Let go of your many facades they are keeping you from being your true and real self, which is what you yearn others to see, so take off your masks.

Your awareness is your key guidance to your emotions, the red flags you let slide, the conversations you kept avoiding, the lies you kept telling yourself i.e. it will get better if I try harder. We can’t predict how people are going to react, but we can trust ourselves and be responsible for our own actions.

Intimacy means that the doors of the heart are open for you to welcome people in, but its only possible fi your heart is open and not filled with repressed emotions and supressed sexuality. If you want to create intimacy you need to be authentic. So many people supress their emotions, in fear that that it makes them feel weak, and too vulnerable. To be vulnerable is to be deeply seen. It’s to love with your whole heart and to put yourself out there. We must accept our vulnerabilities, open ourselves to them and embrace them, because only then do we feel the safety net that is always there that mysterious presence that is beauty, love, kindness and truth.

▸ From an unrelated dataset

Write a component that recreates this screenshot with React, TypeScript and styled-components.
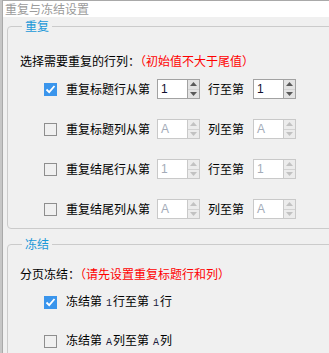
import styled, { createGlobalStyle } from 'styled-components';

const GlobalStyle = createGlobalStyle`
  html, body {
    margin: 0;
    padding: 0;
    background: #f0f0f0;
  }
  body {
    font-family: "Noto Sans CJK SC", "Noto Sans", sans-serif;
    font-size: 12px;
    color: #000;
  }
`;

const Desktop = styled.div`
  width: 329px;
  height: 353px;
  overflow: hidden;
  box-sizing: border-box;
  padding-left: 2px;
  background: #c6c6c6;
  display: flex;
`;

const Window = styled.div`
  flex: 1;
  display: flex;
  flex-direction: column;
  border-left: 1px solid #a9a9a9;
  border-top: 1px solid #a9a9a9;
  background: #f0f0f0;
`;

const TitleBar = styled.div`
  height: 24px;
  display: flex;
  align-items: center;
  padding-left: 2px;
  background: #fff;
  color: #9b9b9b;
  line-height: 16px;
`;

const Body = styled.div`
  padding-left: 4px;
  margin-right: -20px;
`;

const Group = styled.fieldset<{ $top: number; $pad: number }>`
  margin: ${(p) => p.$top}px 0 0 0;
  padding: ${(p) => p.$pad}px 0 9px 12px;
  border: 1px solid #cbcbcb;
  border-radius: 4px;
  min-width: 0;
`;

const Legend = styled.legend`
  margin-left: 2px;
  padding: 0 3px;
  line-height: 16px;
  color: #1a98d8;
`;

const Heading = styled.div`
  line-height: 16px;
  height: 16px;
  white-space: nowrap;
`;

const Hint = styled.span`
  color: #ff0000;
`;

const Rows = styled.div<{ $gap: number; $top: number }>`
  display: flex;
  flex-direction: column;
  gap: ${(p) => p.$gap}px;
  margin-top: ${(p) => p.$top}px;
  padding-left: 24px;
`;

const Row = styled.div`
  height: 20px;
  display: flex;
  align-items: center;
  white-space: nowrap;
  line-height: 16px;
`;

const Box = styled.div<{ $checked?: boolean }>`
  width: 13px;
  height: 13px;
  box-sizing: border-box;
  margin-right: 9px;
  flex-shrink: 0;
  display: flex;
  align-items: center;
  justify-content: center;
  background: ${(p) => (p.$checked ? '#3a95ec' : 'transparent')};
  border: ${(p) => (p.$checked ? 'none' : '1px solid #8e8e8e')};
`;

const Label = styled.span<{ $gap: number }>`
  margin-right: ${(p) => p.$gap}px;
`;

const Digit = styled.span`
  font-family: "Liberation Mono", monospace;
  font-size: 10px;
  color: #1b1b3a;
  margin: 0 1px 0 4px;
`;

const Spin = styled.div<{ $gap: number }>`
  display: flex;
  height: 20px;
  margin-right: ${(p) => p.$gap}px;
`;

const SpinInput = styled.div<{ $disabled?: boolean }>`
  width: 30px;
  box-sizing: border-box;
  padding-left: 3px;
  border: 1px solid ${(p) => (p.$disabled ? '#c9c9c9' : '#a2a2a2')};
  border-right: none;
  background: #fff;
  font-family: "Liberation Sans", sans-serif;
  font-size: 12px;
  line-height: 18px;
  color: ${(p) => (p.$disabled ? '#a3abb8' : '#101030')};
`;

const SpinButtons = styled.div<{ $disabled?: boolean }>`
  width: 13px;
  box-sizing: border-box;
  display: flex;
  flex-direction: column;
  border: 1px solid ${(p) => (p.$disabled ? '#c9c9c9' : '#a2a2a2')};
  background: ${(p) => (p.$disabled ? '#ececec' : '#e3e3e3')};
  color: ${(p) => (p.$disabled ? '#c2c2c2' : '#5a5a5a')};
`;

const SpinButton = styled.div<{ $disabled?: boolean }>`
  flex: 1;
  display: flex;
  align-items: center;
  justify-content: center;
  & + & {
    border-top: 1px solid ${(p) => (p.$disabled ? '#d2d2d2' : '#b0b0b0')};
  }
`;

function Arrow({ down }: { down?: boolean }) {
  return (
    <svg width="7" height="4" viewBox="0 0 7 4">
      <polygon points={down ? '0,0 7,0 3.5,4' : '0,4 7,4 3.5,0'} fill="currentColor" />
    </svg>
  );
}

function Check({ checked }: { checked?: boolean }) {
  return (
    <Box $checked={checked}>
      {checked && (
        <svg width="11" height="11" viewBox="0 0 11 11">
          <polyline points="1.5,5.5 4.2,8.2 9.5,2" fill="none" stroke="#fff" strokeWidth="1.8" />
        </svg>
      )}
    </Box>
  );
}

function SpinBox({ value, disabled, gap }: { value: string; disabled?: boolean; gap: number }) {
  return (
    <Spin $gap={gap}>
      <SpinInput $disabled={disabled}>{value}</SpinInput>
      <SpinButtons $disabled={disabled}>
        <SpinButton $disabled={disabled}>
          <Arrow />
        </SpinButton>
        <SpinButton $disabled={disabled}>
          <Arrow down />
        </SpinButton>
      </SpinButtons>
    </Spin>
  );
}

const repeatRows = [
  { label: '重复标题行从第', to: '行至第', value: '1', checked: true },
  { label: '重复标题列从第', to: '列至第', value: 'A', checked: false },
  { label: '重复结尾行从第', to: '行至第', value: '1', checked: false },
  { label: '重复结尾列从第', to: '列至第', value: 'A', checked: false },
];

export default function App() {
  return (
    <>
      <GlobalStyle />
      <Desktop>
        <Window>
          <TitleBar>重复与冻结设置</TitleBar>
          <Body>
            <Group $top={1} $pad={19}>
              <Legend>重复</Legend>
              <Heading>
                选择需要重复的行列：<Hint>（初始值不大于尾值）</Hint>
              </Heading>
              <Rows $gap={20} $top={10}>
                {repeatRows.map((r) => (
                  <Row key={r.label}>
                    <Check checked={r.checked} />
                    <Label $gap={7}>{r.label}</Label>
                    <SpinBox value={r.value} disabled={!r.checked} gap={8} />
                    <Label $gap={9}>{r.to}</Label>
                    <SpinBox value={r.value} disabled={!r.checked} gap={0} />
                  </Row>
                ))}
              </Rows>
            </Group>
            <Group $top={7} $pad={14}>
              <Legend>冻结</Legend>
              <Heading>
                分页冻结：<Hint>（请先设置重复标题行和列）</Hint>
              </Heading>
              <Rows $gap={19} $top={10}>
                <Row>
                  <Check checked />
                  <Label $gap={0}>
                    冻结第<Digit>1</Digit>行至第<Digit>1</Digit>行
                  </Label>
                </Row>
                <Row>
                  <Check />
                  <Label $gap={0}>
                    冻结第<Digit>A</Digit>列至第<Digit>A</Digit>列
                  </Label>
                </Row>
              </Rows>
            </Group>
          </Body>
        </Window>
      </Desktop>
    </>
  );
}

Emotional intimacy is a sense of closeness to another person, a real sense of two-way empathy. When we’re emotionally intimate, we can share personal feelings, display affection, and not be dismissed or judged harshly, only feel accepted. It is also a sense of seeing life through the same eyes, sharing experiences in similar ways and feeling connected in knowing what one another would probably think being in tune with them on a soul level.
To be happy and content we must accept our vulnerabilities, open ourselves to them and embrace them, because only then will we trust ourselves and feel safe. Our closest, longest and most intimate relationship is the one we have with ourselves. By becoming vulnerable to yourself you move towards being vulnerable in your relationships and accept the vulnerability of the ones you love with deep compassion. If vulnerability is rejected it separates people no matter how much love there is because you accept the person as they are without expecting them to fulfil your fears.